A comparison of the microbiological quality of drinking-water of urban and semi-urban dwellings in the Richmond district of New Zealand : a thesis presented in partial fulfilment of the requirements for the degree of Master of Environmental Health Science at Massey University, Wellington, New Zealand
This study aimed to determine if residents of Richmond, Nelson, with an on-demand, mains pressure, and metered drinking-water supply had the same microbiological drinking-water quality at the kitchen tap as dwellings with a restricted, low-flow supply. Both dwelling types were supplied with water from the same untreated, reticulated water supply scheme. The results from this study provide information for both consumers and the supplier regarding the microbiological quality of drinking-water supplied at the kitchen tap.
A cross-sectional, interviewer administered survey of 50 dwellings with a metered supply and 61 dwellings with a restrictor supply was conducted during May-July 2012. Microbiological water quality of each dwelling was ascertained by testing water samples from the kitchen tap for the presence of indicator organisms, using the Colilert®-18 method.
When total coliforms were used as an indicator, metered dwellings did not have the same water quality as restrictor-only dwellings (p<0.0005): more restrictor-only dwellings were contaminated than metered dwellings. Drinking-water at the kitchen tap for 84% of metered dwellings and 48% of restrictor-only dwellings complied with the microbiological criteria set in the DWSNZ 2005 (Revised 2008) of <1 total coliform per 100 ml. When E.coli was used as an indicator, metered dwellings were found to have the same water quality as restrictor-only dwellings (p=0.242). Drinking-water for all metered dwellings and 94% of restrictor-only dwellings complied with the microbiological criteria set in the DWSNZ 2005 (Revised 2008) of <1 E.coli per 100 ml. Supplementing the reticulated water supply with water from another source was undertaken by 18% of participants with a restrictor supply and it appeared to cause a reduction in the microbiological quality of drinking-water.

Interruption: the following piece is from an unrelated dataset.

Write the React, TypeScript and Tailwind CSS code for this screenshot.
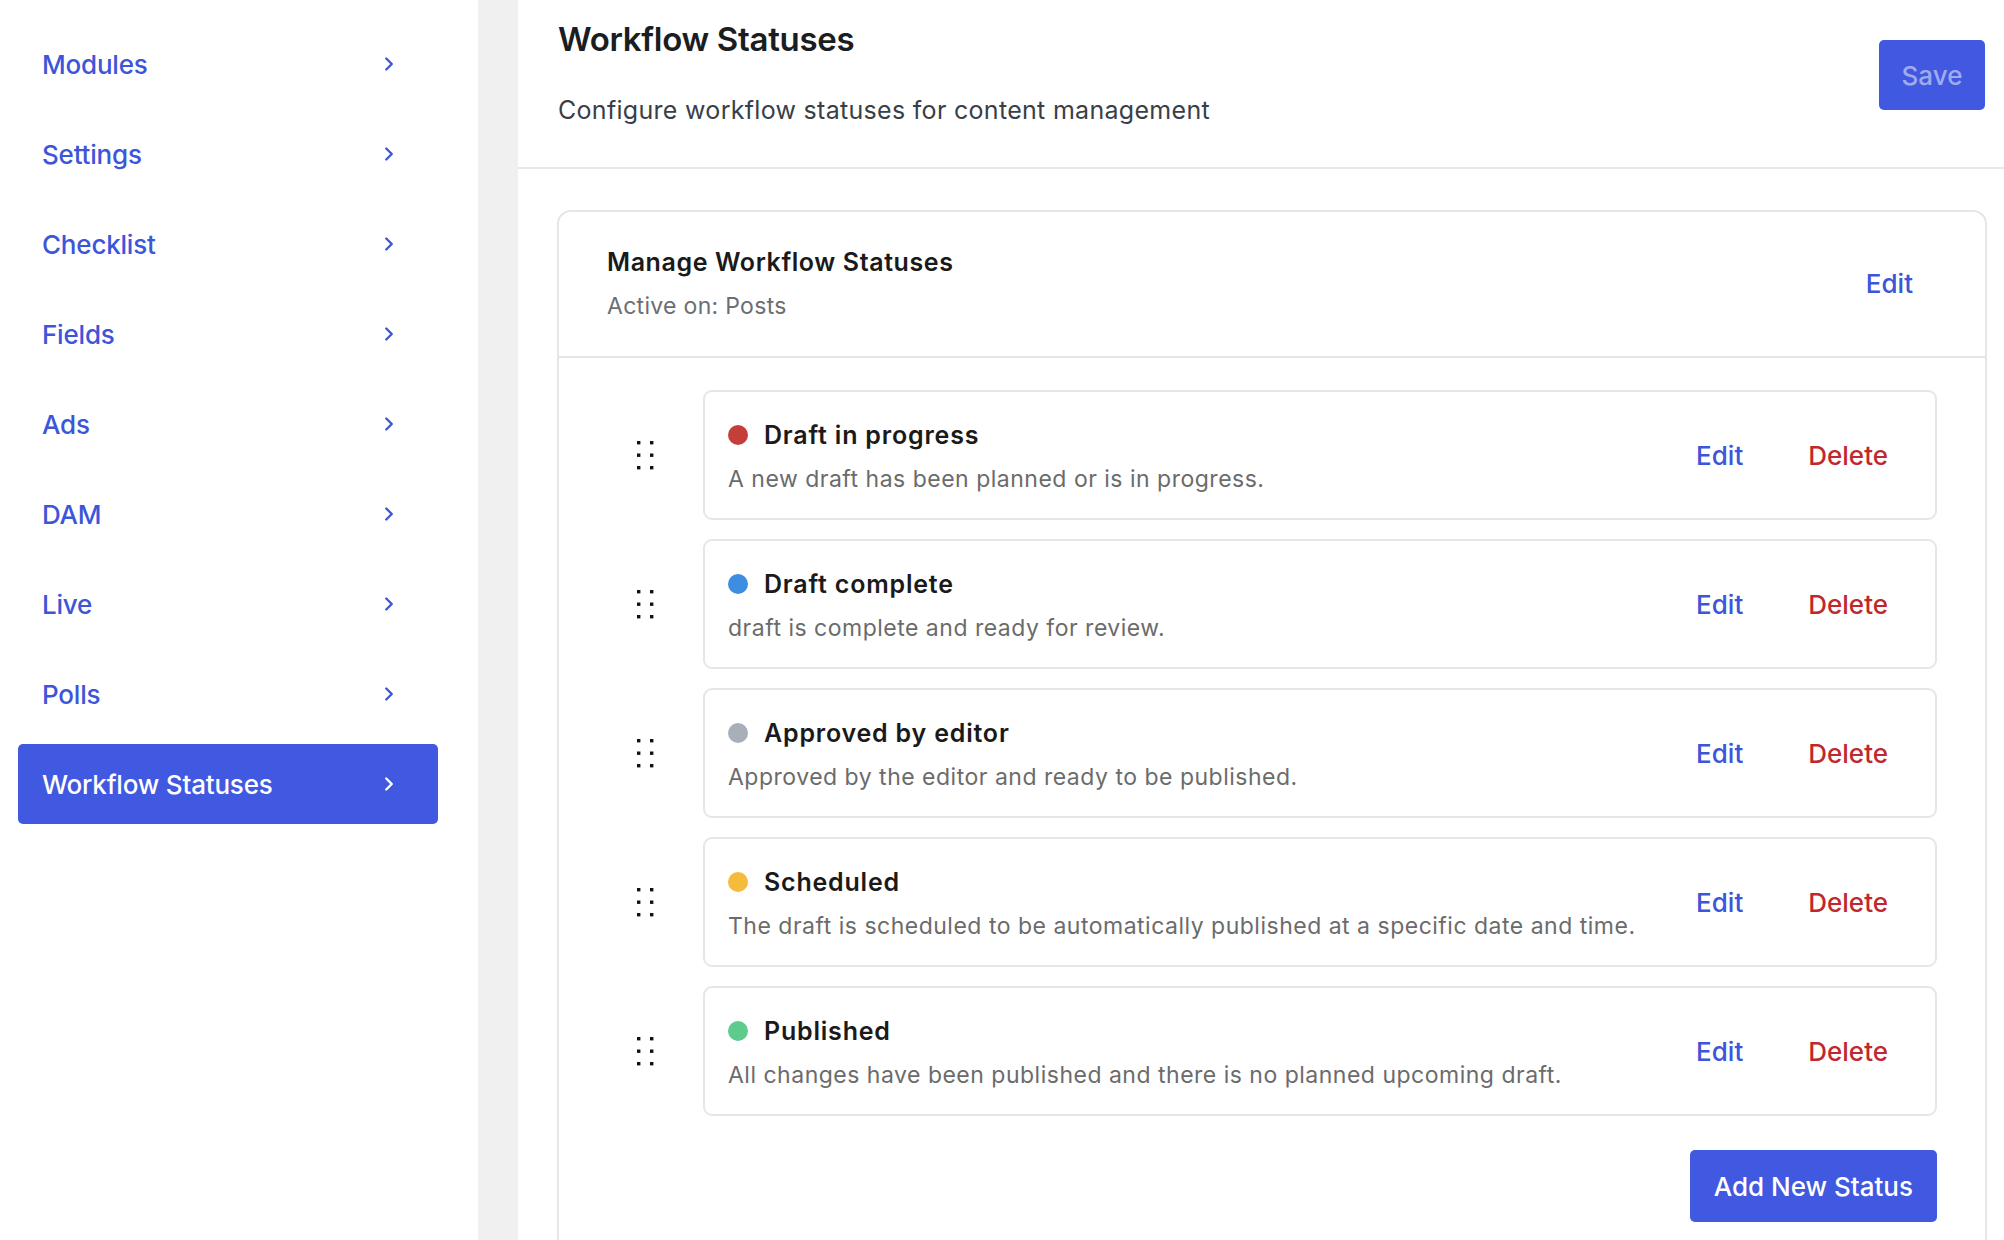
import React from 'react';
import { ChevronRight } from 'lucide-react';

const navItems = ['Modules', 'Settings', 'Checklist', 'Fields', 'Ads', 'DAM', 'Live', 'Polls', 'Workflow Statuses'];

const statuses = [
  { name: 'Draft in progress', desc: 'A new draft has been planned or is in progress.', dot: 'bg-[#c53f3a]' },
  { name: 'Draft complete', desc: 'draft is complete and ready for review.', dot: 'bg-[#3d8ee0]' },
  { name: 'Approved by editor', desc: 'Approved by the editor and ready to be published.', dot: 'bg-[#a9afb9]' },
  { name: 'Scheduled', desc: 'The draft is scheduled to be automatically published at a specific date and time.', dot: 'bg-[#f4bb3c]' },
  { name: 'Published', desc: 'All changes have been published and there is no planned upcoming draft.', dot: 'bg-[#5ccb8c]' },
];

const DragHandle: React.FC = () => (
  <svg width="20" height="32" viewBox="0 0 20 32" className="shrink-0">
    {[0, 1, 2].map((r) => (
      <g key={r}>
        <rect x="2" y={2 + r * 12.5} width="3.4" height="3.4" fill="#111" />
        <rect x="15" y={2 + r * 12.5} width="3.4" height="3.4" fill="#111" />
      </g>
    ))}
  </svg>
);

export default function App() {
  return (
    <div
      className="flex h-[1240px] w-full overflow-hidden bg-white"
      style={{ fontFamily: 'Inter, "Noto Sans", sans-serif' }}
    >
      <aside className="w-[478px] shrink-0 bg-white pt-6">
        <nav className="flex flex-col gap-[10px] pl-[18px]">
          {navItems.map((item) => {
            const active = item === 'Workflow Statuses';
            return (
              <div
                key={item}
                className={
                  active
                    ? 'flex h-20 w-[420px] items-center justify-between rounded-[5px] bg-[#4158e0] pl-6 pr-[38px] text-white'
                    : 'flex h-20 w-[420px] items-center justify-between pl-6 pr-[38px] text-[#3d55d9]'
                }
              >
                <span className="text-[26px] font-medium tracking-[-0.2px]">{item}</span>
                <ChevronRight size={22} strokeWidth={2.6} />
              </div>
            );
          })}
        </nav>
      </aside>

      <div className="w-10 shrink-0 bg-[#f0f0f0]" />

      <main className="flex min-w-0 flex-1 flex-col">
        <header className="flex h-[169px] shrink-0 items-start justify-between border-b-2 border-[#e8e8e8] pl-10 pr-[19px]">
          <div className="pt-[19px]">
            <h1 className="text-[33px] font-semibold leading-10 tracking-[-0.3px] text-[#1a1d21]">Workflow Statuses</h1>
            <p className="mt-[35px] text-[25px] leading-8 tracking-[0.3px] text-[#3a3f47]">
              Configure workflow statuses for content management
            </p>
          </div>
          <button className="mt-10 h-[70px] w-[106px] rounded-[5px] bg-[#4158e0] text-[26px] font-medium text-white/50">
            Save
          </button>
        </header>

        <div className="pl-[39px] pr-[17px] pt-[41px]">
          <section className="rounded-[14px] border-2 border-[#e6e6e6]">
            <div className="flex items-center justify-between border-b-2 border-[#e6e6e6] pb-[35px] pl-[48px] pr-[48px] pt-[34px]">
              <div>
                <h2 className="text-[25px] font-semibold leading-8 tracking-[0.6px] text-[#1a1a1a]">Manage Workflow Statuses</h2>
                <p className="mt-[13px] text-[23px] leading-[30px] tracking-[0.3px] text-[#6b6e73]">Active on: Posts</p>
              </div>
              <button className="px-6 text-[26px] font-medium text-[#3d55d9]">Edit</button>
            </div>

            <div className="flex flex-col pb-10 pl-[48px] pr-[48px] pt-[32px]">
              <div className="flex flex-col gap-[19px]">
                {statuses.map((s) => (
                  <div key={s.name} className="flex items-center">
                    <div className="flex w-[96px] shrink-0 items-center pl-[28px]">
                      <DragHandle />
                    </div>
                    <div className="flex h-[130px] flex-1 items-center justify-between rounded-[9px] border-2 border-[#e6e6e6] pl-[23px] pr-[23px]">
                      <div className="flex flex-col gap-[13px] pt-[2px]">
                        <div className="flex items-center gap-4">
                          <span className={`h-5 w-5 rounded-full ${s.dot}`} />
                          <span className="text-[25px] font-semibold leading-8 tracking-[0.8px] text-[#1a1a1a]">{s.name}</span>
                        </div>
                        <p className="text-[23px] leading-[30px] tracking-[0.5px] text-[#6b6b6b]">{s.desc}</p>
                      </div>
                      <div className="flex items-center gap-[17px]">
                        <button className="px-6 text-[26px] font-medium text-[#3d55d9]">Edit</button>
                        <button className="px-6 text-[26px] font-medium text-[#c0282d]">Delete</button>
                      </div>
                    </div>
                  </div>
                ))}
              </div>
              <div className="mt-[34px] flex justify-end">
                <button className="h-[72px] rounded-[5px] bg-[#4158e0] px-6 text-[26px] font-medium text-white">
                  Add New Status
                </button>
              </div>
            </div>
          </section>
        </div>
      </main>
    </div>
  );
}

The results for E.coli have demonstrated that it is possible to provide a potable supply of drinking-water from an untreated, reticulated supply to dwellings with either a metered or a restrictor-only supply. The total coliform results indicated that there might be issues with the use of restrictor drinking-water supplies, in particular the use of private water storage systems. Owners of restrictor supplies need to be provided with more information on the set-up, design, and maintenance of these water storage systems.